In networks, the Group is expected to invest around 11.1 billion euros, of which about two thirds will be directed at mature economies where the process of implementing a “smart infrastructure” is more advanced. Investments in networks are expected to generate around 1.2 billion euros of incremental EBITDA over the plan period.

Enel X envisages around 1.1 billion euros in gross capex balanced between asset development and customers, with the aim of generating 400 million euros of incremental EBITDA over the plan period.

2.     Operational Efficiency

The Group’s efficiency target of 1.2 billion euros is confirmed for the end of the period (2021).
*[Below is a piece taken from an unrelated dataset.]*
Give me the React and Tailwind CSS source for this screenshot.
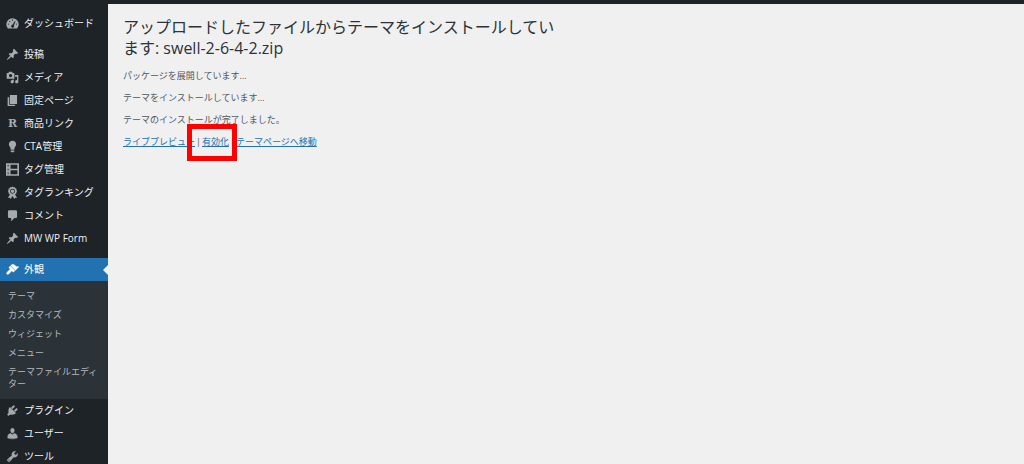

Digitalisation across all business segments will be the main driver in achieving a reduction in opex to reach 8.1 billion euros in 2021, or an 8% reduction in the next three years in nominal terms

3.     Simplification

Enel will continue to focus on asset rotation and on the reduction of minorities, with the aim to improve the overall return on invested capital and to increase the economic interest in subsidiaries.

4.     Human capital

Enel’s strategy is and will remain strongly linked to human capital in terms of people and communities the Group interacts with, aiming to generate positive effects on long-term economic and social growth.

SHAREHOLDER REMUNERATION

The dividend policy based on a pay-out ratio of 70% of Group net ordinary income is confirmed up to 2021, with the extension, for the first time, of a minimum dividend per share throughout the 2019 – 2021 period.

Therefore, on 2019 results Enel is expected to pay the higher of:

c)     a dividend per share based on the aforesaid 70% pay-out ratio;

d)    a minimum dividend per share of 0.32 euros.